Quando la routine uccide la quotidianità

routine

L’uomo è un animale abitudinario. La sua personale propensione al doversi basare su una praticità trova nella quotidianità una forma di sicurezza. Per quanto possa sembrare assurdo, l’essere umano ottiene dalla consuetudine e dal metodo empirico la sua massima realizzazione. L’esperienza con il suo ripetersi all’infinito non fa altro che fornire una garanzia di successo o una segnalazione di fallimento nel caso in cui l’esperimento non vada a buon fine. Siamo ossessionati dai rituali, forse per esorcizzare la paura che la nostra condizione di mortali ci fa costantemente sentire. Siamo consci che la nostra vita è sorretta da un semplice filo. L’unico rimedio che possiamo adottare è l’invenzione di un sistema di controllo. In qualità di miseri granelli di polvere cerchiamo una stabilità e il futuro non ci spaventa, se per avvenire si intende un tipo di “pro-getto”. Fin da piccoli impariamo degli schemi e una volta consolidatone il potere funzionale li utilizziamo ad oltranza.
La sicurezza acquisita dalla pratica di un percorso stradale, come il semplice gesto di riuscire a trovare parcheggio magari nello stesso posto o lo stesso orario di lavoro ci permettono di stare meglio, perchè viviamo non alla giornata, ma la giornata.
Questo atteggiamento è una eredità animale. In natura tutto ha un senso. Per quanto possa sembrare tutto slegato, ogni singola creatura vivente è concatenata ad un altra: le piante lo sono agli animali e gli animali… ad altri animali.
Fingiamo di essere dei cacciatori: la prima azione che sicuramente compiremo, sarà quella di osservare le impronte. I cinghiali, ad esempio battono sempre gli stessi sentieri, perchè sono attratti dalla ricchezza di cibo e dai cespugli dove nascondersi, quindi come sillogismo, invece di cercare altrove, seguiremo le tracce, perchè convinti di avere più chance di successo. Naturalmente questo ragionamento non sempre vale soprattutto se sei un tacchino e si avvicina Natale!
L’abitudine è nostra amica, allora mi domando, perchè invece la routine è nostra nemica?
Cosa accade all’animale che è in noi quando si sente intrappolato dalla morsa stretta dell’ineluttabilità?

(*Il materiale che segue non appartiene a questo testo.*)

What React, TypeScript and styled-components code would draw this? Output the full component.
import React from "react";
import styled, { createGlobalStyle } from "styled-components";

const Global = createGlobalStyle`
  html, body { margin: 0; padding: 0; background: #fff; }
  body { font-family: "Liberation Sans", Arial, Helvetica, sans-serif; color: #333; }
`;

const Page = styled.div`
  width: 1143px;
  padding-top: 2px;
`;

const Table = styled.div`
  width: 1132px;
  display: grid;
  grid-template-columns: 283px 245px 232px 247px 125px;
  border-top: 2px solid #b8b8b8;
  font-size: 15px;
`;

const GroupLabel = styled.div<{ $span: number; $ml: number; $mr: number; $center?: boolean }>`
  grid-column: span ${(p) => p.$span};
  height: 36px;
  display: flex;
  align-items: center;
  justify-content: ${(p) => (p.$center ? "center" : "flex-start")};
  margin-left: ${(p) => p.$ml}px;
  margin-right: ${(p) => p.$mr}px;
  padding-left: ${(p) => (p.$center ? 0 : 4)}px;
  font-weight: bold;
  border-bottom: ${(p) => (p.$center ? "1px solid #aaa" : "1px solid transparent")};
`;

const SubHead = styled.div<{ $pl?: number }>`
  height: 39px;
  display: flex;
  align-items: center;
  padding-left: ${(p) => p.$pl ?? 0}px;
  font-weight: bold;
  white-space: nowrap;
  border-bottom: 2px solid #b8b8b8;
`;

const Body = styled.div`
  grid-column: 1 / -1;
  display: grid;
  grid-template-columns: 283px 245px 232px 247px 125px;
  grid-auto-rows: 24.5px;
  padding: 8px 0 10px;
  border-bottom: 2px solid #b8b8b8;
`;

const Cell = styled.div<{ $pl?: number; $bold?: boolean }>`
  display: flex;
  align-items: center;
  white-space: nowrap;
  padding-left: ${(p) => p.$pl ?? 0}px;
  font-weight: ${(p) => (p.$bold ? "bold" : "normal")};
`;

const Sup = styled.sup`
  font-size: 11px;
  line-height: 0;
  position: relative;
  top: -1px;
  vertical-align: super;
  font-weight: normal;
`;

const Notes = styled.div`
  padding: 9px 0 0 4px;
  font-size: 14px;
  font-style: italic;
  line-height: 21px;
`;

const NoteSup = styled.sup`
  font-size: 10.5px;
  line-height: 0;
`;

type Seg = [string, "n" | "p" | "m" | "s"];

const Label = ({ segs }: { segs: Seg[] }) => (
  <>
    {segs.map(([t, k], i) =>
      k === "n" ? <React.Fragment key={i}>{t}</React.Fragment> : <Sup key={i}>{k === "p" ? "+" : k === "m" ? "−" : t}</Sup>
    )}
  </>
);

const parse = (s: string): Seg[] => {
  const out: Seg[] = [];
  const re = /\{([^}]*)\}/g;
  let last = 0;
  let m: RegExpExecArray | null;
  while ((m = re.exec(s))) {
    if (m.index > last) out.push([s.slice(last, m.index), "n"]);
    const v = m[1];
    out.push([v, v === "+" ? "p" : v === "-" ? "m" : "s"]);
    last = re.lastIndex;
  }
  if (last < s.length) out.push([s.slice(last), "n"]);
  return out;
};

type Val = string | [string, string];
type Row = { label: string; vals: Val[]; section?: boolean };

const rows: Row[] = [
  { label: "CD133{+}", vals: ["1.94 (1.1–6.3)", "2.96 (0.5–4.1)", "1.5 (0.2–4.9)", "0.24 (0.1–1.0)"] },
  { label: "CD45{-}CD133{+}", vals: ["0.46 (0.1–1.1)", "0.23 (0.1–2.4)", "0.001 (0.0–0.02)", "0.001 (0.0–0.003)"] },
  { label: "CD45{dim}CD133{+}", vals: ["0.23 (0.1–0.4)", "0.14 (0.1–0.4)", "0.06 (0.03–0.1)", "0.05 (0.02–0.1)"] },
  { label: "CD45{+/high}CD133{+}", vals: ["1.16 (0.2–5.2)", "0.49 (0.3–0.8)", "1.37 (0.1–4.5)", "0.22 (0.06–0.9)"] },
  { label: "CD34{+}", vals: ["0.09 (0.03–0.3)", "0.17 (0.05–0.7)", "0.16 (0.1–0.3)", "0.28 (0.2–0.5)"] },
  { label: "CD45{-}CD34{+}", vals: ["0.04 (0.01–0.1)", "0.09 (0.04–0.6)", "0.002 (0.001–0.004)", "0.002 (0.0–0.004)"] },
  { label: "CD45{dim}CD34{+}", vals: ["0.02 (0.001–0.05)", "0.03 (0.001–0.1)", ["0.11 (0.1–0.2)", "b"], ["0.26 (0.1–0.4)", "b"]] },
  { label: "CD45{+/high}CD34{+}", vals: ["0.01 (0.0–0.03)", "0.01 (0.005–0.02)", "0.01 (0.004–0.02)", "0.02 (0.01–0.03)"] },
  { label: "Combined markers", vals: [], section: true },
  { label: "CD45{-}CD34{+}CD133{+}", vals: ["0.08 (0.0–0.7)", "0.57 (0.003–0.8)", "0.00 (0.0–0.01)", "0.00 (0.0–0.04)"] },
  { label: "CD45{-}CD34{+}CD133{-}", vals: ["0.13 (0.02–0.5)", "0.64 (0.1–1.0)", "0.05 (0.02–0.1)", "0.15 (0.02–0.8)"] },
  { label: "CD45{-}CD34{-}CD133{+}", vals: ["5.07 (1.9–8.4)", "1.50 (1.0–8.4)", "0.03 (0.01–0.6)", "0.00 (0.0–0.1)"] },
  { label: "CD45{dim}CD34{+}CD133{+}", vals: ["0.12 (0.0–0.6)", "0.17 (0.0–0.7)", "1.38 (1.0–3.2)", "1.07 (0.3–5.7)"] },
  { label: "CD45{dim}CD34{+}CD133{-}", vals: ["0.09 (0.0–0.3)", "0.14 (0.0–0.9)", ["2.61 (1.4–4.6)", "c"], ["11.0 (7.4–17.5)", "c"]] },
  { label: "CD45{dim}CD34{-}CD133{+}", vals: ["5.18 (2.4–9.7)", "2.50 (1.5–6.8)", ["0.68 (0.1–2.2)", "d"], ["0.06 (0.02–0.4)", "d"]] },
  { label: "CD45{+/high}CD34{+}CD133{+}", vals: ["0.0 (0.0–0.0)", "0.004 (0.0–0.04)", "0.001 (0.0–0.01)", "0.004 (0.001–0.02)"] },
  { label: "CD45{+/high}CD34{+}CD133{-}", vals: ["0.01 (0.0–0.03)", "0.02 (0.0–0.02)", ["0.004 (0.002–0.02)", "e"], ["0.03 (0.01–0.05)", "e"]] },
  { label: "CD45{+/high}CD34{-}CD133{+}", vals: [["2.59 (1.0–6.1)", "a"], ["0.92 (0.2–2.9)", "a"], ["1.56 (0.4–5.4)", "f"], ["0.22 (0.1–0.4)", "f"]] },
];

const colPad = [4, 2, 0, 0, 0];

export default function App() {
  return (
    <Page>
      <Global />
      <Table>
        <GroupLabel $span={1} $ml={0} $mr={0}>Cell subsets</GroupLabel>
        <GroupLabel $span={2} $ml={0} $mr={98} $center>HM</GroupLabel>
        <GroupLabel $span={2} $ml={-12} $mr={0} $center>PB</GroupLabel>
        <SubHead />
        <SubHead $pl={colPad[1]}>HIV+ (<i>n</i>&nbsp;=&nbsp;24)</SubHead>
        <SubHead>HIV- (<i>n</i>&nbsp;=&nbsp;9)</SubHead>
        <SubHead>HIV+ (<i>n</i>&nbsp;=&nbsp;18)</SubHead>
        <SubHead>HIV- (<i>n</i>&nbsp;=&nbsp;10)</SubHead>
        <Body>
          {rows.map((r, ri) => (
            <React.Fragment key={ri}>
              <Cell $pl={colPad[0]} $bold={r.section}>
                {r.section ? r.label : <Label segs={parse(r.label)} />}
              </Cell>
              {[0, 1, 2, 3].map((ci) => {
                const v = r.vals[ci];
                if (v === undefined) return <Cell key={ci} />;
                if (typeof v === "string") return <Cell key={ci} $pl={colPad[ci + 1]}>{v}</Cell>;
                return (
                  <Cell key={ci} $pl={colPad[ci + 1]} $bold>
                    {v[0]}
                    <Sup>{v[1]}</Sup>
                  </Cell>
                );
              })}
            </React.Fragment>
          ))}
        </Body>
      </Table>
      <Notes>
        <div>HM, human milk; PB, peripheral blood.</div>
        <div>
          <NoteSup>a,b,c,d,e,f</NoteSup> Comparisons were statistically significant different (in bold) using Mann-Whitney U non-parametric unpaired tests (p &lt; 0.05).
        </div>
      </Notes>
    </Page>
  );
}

Ultimamente mi è capitato di constatare che sugli scaffali dei supermercati non si trovano più solo integratori per il corpo, ma tanti anche per la mente, per la memoria.
L’uomo moderno è pervaso da un continuo senso di stanchezza psico-fisica e dalla mancanza di ricordo.
E se questi deficit fossero un modo molto eloquente da parte del nostro linguaggio non verbale per suggerirci di allentare la presa? La routine non è fatta per noi, ma la quotidianità sì.
La routine, la mancanza di soddisfazione per così dire venatoria e la perdita di controllo sulle nostre azioni confondono i nostri sensi che disturbano i segnali inviati dalla realtà.
Tutto quello che a parere del nostro animale è superfluo viene ridotto al minimo essenziale. Il corpo inizia così ad inviare continui messaggi che possono essere visualizzati con la doppia spunta: famosi sono quei casi in cui le persone vittima della alienazione continuano ad inciampare. Questa semplice distrazione vuole far capire che la situazione che si vive è piena di ostacoli al raggiungimento della felicità, oppure il non ricordarsi eventi o compiti da svolgere potrebbe essere interpretato come un modo carino di alleggerire la lista di cose da fare. Il mio preferito però, rimane l’esempio del dolore perpetuo alla gamba quando magari si vive una situazione da palla al piede in un contesto stra-ripetitivo o il perpetuo mal di schiena quando invece il peso della realtà è troppo opprimente.